Spin and charge dynamics of the t-J model at intermediate electron densities: absence of spin-charge separation

TL;DR

This study uses exact diagonalization to analyze spin and charge dynamics in the 2D t-J model at intermediate densities, finding no evidence of spin-charge separation and supporting Fermi liquid behavior.

Contribution

It provides detailed numerical evidence that spin and charge excitations in the t-J model behave as particle-hole excitations, challenging the notion of spin-charge separation at these densities.

Findings

Correlation functions match Fermi liquid predictions

Deviations are due to symmetry-related selection rules

Low energy peaks originate from particle-hole excitations

Abstract

We present an exact diagonalization study of the dynamical spin and density correlation functions in small clusters of 2D t-J model for intermediate and low electron densities, rho<0.7. Both correlation functions agree remarkably well with the convolution of the single-particle spectral function, i.e. the simplest estimate within the Fermi liquid picture.
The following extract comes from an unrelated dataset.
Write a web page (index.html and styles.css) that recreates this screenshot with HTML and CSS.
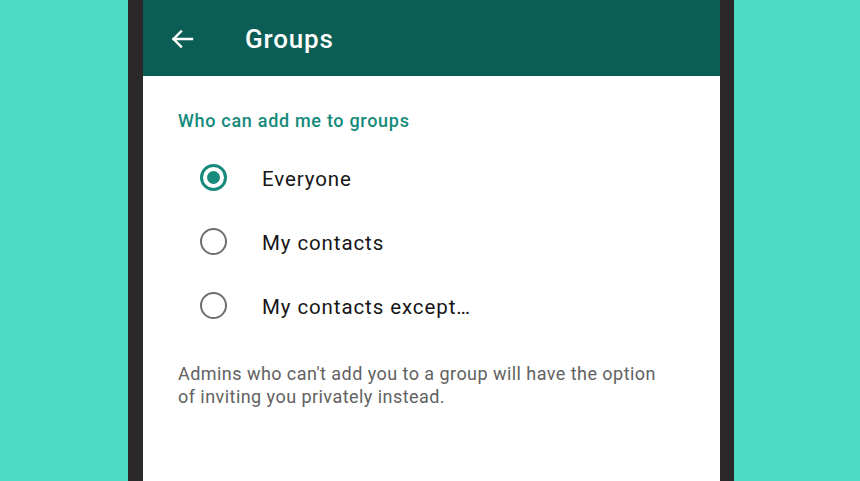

Deviations from the convolution are shown to originate from symmetry-related selection rules, which are unaccounted for in the convolution estimate. Comparing the momentum distribution in the final states of the low lying spin and charge excitations to that of the ground state we establish that for all fillings under consideration the low energy peaks in both correlation functions originate from particle-hole excitations, as expected in a Fermi liquid.